We received a letter addressing some major issues about the hurricanes and their aftermath.
What are your thoughts about the effects of these disasters on people with disabilities? Let us know.
The Hmong community is growing and with that growth the number of people with disabilities who are new to Minnesota is increasing as well. This month we highlight some of the cultural differences these new Minnesotans encounter, and we look at the needs of the immigrants and their children. This article is being published in both English and Hmong. We will continue to publish additional articles about other immigrants in their own languages.
Many thanks to all the folks who donated to Access Press through The Headwaters Foundation’s “Walk for Justice” on September 18. The weather was great for a walk and roll through the streets and parks of Minneapolis. The camaraderie among all the organizations was wonderful to see and it gave many of us a great boost in feeling that we can make a difference in society’s view of what is fair and just—and even have fun at the same time. Thank you, Headwaters Foundation, for your 10 years of work in organizing this incredible event.
For most of attorney Luther Granquist’s life he has been a great friend to all people with disabilities. Luther is not someone who would ever describe his efforts as extraordinary, yet throughout his career, his work at the Minnesota Disability Law Center has been consistently over and above the “call of duty.” Luther has always been there for anyone who was not, as he might put it, getting a fair shake. I’m one of many Minnesotans who would not have had the opportunities I’ve had or be healthy and working today without this man’s dedication and efforts to advocating on my behalf. I can’t imagine where our entire community would be without the behind-the-scenes and frontline efforts of Mr. Luther Granquist. Thank you, my friend, and enjoy your retirement!

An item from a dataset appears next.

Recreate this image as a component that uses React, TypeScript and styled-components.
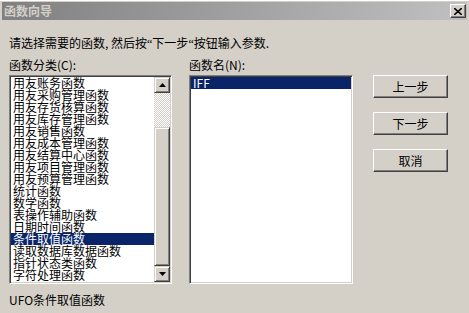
import styled, { createGlobalStyle } from 'styled-components';

const categories = [
  '用友账务函数',
  '用友采购管理函数',
  '用友存货核算函数',
  '用友库存管理函数',
  '用友销售函数',
  '用友成本管理函数',
  '用友结算中心函数',
  '用友项目管理函数',
  '用友预算管理函数',
  '统计函数',
  '数学函数',
  '表操作辅助函数',
  '日期时间函数',
  '条件取值函数',
  '读取数据库数据函数',
  '指针状态类函数',
  '字符处理函数',
];

const functions = ['IFF'];

const GlobalStyle = createGlobalStyle`
  html, body {
    margin: 0;
    padding: 0;
    background: #d4d0c8;
  }
  body {
    font-family: "Noto Sans CJK SC", "Noto Sans", sans-serif;
    font-size: 12px;
    color: #000;
  }
`;

function Arrow({ up }: { up?: boolean }) {
  return (
    <svg width="7" height="4" viewBox="0 0 7 4">
      <polygon
        points={up ? '3.5,0 7,4 0,4' : '0,0 7,0 3.5,4'}
        fill="#000"
      />
    </svg>
  );
}

export default function App() {
  return (
    <>
      <GlobalStyle />
      <Window>
        <TitleBar>
          <TitleText>函数向导</TitleText>
          <CloseButton>
            <svg width="8" height="7" viewBox="0 0 8 7">
              <path d="M0 0 L8 7 M8 0 L0 7" stroke="#000" strokeWidth="1.6" />
            </svg>
          </CloseButton>
        </TitleBar>
        <Instruction>
          请选择需要的函数, 然后按<Quote>“</Quote>下一步<Quote>“</Quote>按钮输入参数.
        </Instruction>
        <Main>
          <Column>
            <Label>函数分类(C):</Label>
            <ListBox width={163}>
              <ListItems>
                {categories.map(c => (
                  <ListItem key={c} selected={c === '条件取值函数'}>
                    {c}
                  </ListItem>
                ))}
              </ListItems>
              <ScrollBar>
                <ScrollButton>
                  <Arrow up />
                </ScrollButton>
                <Track />
                <Thumb />
                <ScrollButton>
                  <Arrow />
                </ScrollButton>
              </ScrollBar>
            </ListBox>
          </Column>
          <Column>
            <Label>函数名(N):</Label>
            <ListBox width={164}>
              <ListItems>
                {functions.map(f => (
                  <ListItem key={f} selected>
                    {f}
                  </ListItem>
                ))}
              </ListItems>
            </ListBox>
          </Column>
          <ButtonColumn>
            <Button>上一步</Button>
            <Button>下一步</Button>
            <Button>取消</Button>
          </ButtonColumn>
        </Main>
        <Status>UFO条件取值函数</Status>
      </Window>
    </>
  );
}

const Window = styled.div`
  width: 469px;
  height: 313px;
  background: #d4d0c8;
  border-top: 1px solid #ffffff;
  box-sizing: border-box;
  display: flex;
  flex-direction: column;
  overflow: hidden;
`;

const TitleBar = styled.div`
  height: 18px;
  margin: 1px 2px 0 2px;
  background: linear-gradient(to right, #808080, #c0c0c0);
  display: flex;
  align-items: center;
  justify-content: space-between;
  padding: 0 1px 0 2px;
`;

const TitleText = styled.span`
  color: #d4d0c8;
  font-weight: bold;
  font-size: 12px;
  line-height: 18px;
`;

const CloseButton = styled.div`
  width: 16px;
  height: 14px;
  box-sizing: border-box;
  background: #d4d0c8;
  border-top: 1px solid #ffffff;
  border-left: 1px solid #ffffff;
  border-right: 1px solid #404040;
  border-bottom: 1px solid #404040;
  box-shadow: inset -1px -1px 0 #808080;
  display: flex;
  align-items: center;
  justify-content: center;
`;

const Instruction = styled.div`
  margin: 17px 0 0 9px;
  line-height: 12px;
  height: 12px;
  white-space: nowrap;
`;

const Quote = styled.span`
  font-family: "Liberation Serif", serif;
`;

const Main = styled.div`
  display: flex;
  margin: 10px 0 0 9px;
  gap: 17px;
`;

const Column = styled.div`
  display: flex;
  flex-direction: column;
`;

const Label = styled.div`
  line-height: 12px;
  height: 12px;
  margin-bottom: 4px;
  white-space: nowrap;
`;

const ListBox = styled.div<{ width: number }>`
  width: ${p => p.width}px;
  height: 209px;
  box-sizing: border-box;
  background: #ffffff;
  border-top: 1px solid #808080;
  border-left: 1px solid #808080;
  border-right: 1px solid #ffffff;
  border-bottom: 1px solid #ffffff;
  box-shadow: inset 1px 1px 0 #404040, inset -1px -1px 0 #d4d0c8;
  padding: 1px;
  display: flex;
`;

const ListItems = styled.div`
  flex: 1;
  min-width: 0;
  overflow: hidden;
`;

const ListItem = styled.div<{ selected?: boolean }>`
  height: 12px;
  line-height: 12px;
  padding-left: 2px;
  white-space: nowrap;
  background: ${p => (p.selected ? '#0a246a' : 'transparent')};
  color: ${p => (p.selected ? '#ffffff' : '#000000')};
`;

const ScrollBar = styled.div`
  width: 16px;
  display: flex;
  flex-direction: column;
`;

const ScrollButton = styled.div`
  height: 16px;
  box-sizing: border-box;
  background: #d4d0c8;
  border-top: 1px solid #d4d0c8;
  border-left: 1px solid #d4d0c8;
  border-right: 1px solid #404040;
  border-bottom: 1px solid #404040;
  box-shadow: inset 1px 1px 0 #ffffff, inset -1px -1px 0 #808080;
  display: flex;
  align-items: center;
  justify-content: center;
`;

const Track = styled.div`
  height: 34px;
  background: repeating-conic-gradient(#ffffff 0 25%, #d4d0c8 0 50%) 0 0 / 2px 2px;
`;

const Thumb = styled.div`
  flex: 1;
  box-sizing: border-box;
  background: #d4d0c8;
  border-top: 1px solid #d4d0c8;
  border-left: 1px solid #d4d0c8;
  border-right: 1px solid #404040;
  border-bottom: 1px solid #404040;
  box-shadow: inset 1px 1px 0 #ffffff, inset -1px -1px 0 #808080;
`;

const ButtonColumn = styled.div`
  display: flex;
  flex-direction: column;
  gap: 14px;
  margin-left: 3px;
  margin-top: 16px;
`;

const Button = styled.div`
  width: 75px;
  height: 23px;
  box-sizing: border-box;
  background: #d4d0c8;
  border-top: 1px solid #ffffff;
  border-left: 1px solid #ffffff;
  border-right: 1px solid #404040;
  border-bottom: 1px solid #404040;
  box-shadow: inset -1px -1px 0 #808080;
  display: flex;
  align-items: center;
  justify-content: center;
  font-size: 12px;
`;

const Status = styled.div`
  margin: 10px 0 0 9px;
  line-height: 12px;
  height: 12px;
  white-space: nowrap;
`;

Will Chief Justice John Glover Roberts, Jr. be trouble for people with disabilities? Judge Roberts’s remarks at his confirmation hearing would suggest to me that he would try to narrow the interpretation of the ADA. As a lawyer in the Justice Department and as Deputy Solicitor General, Judge Roberts voted to deny Medicaid recipients the right to go to court to enforce their entitlement to Medicaid benefits. Roberts constantly pushed to restrict the rights of individuals and to enforce laws where Congress did not explicitly state that individuals had the right to sue, which included Medicaid. We must advocate for a more mainstream thinker for the replacement of Supreme Court Justice Sandra Day O’Connor. This appointment could ultimately be the life or death of the ADA as we know it.
Hope to see you at the Charlie Smith Awards on November 4, 2005.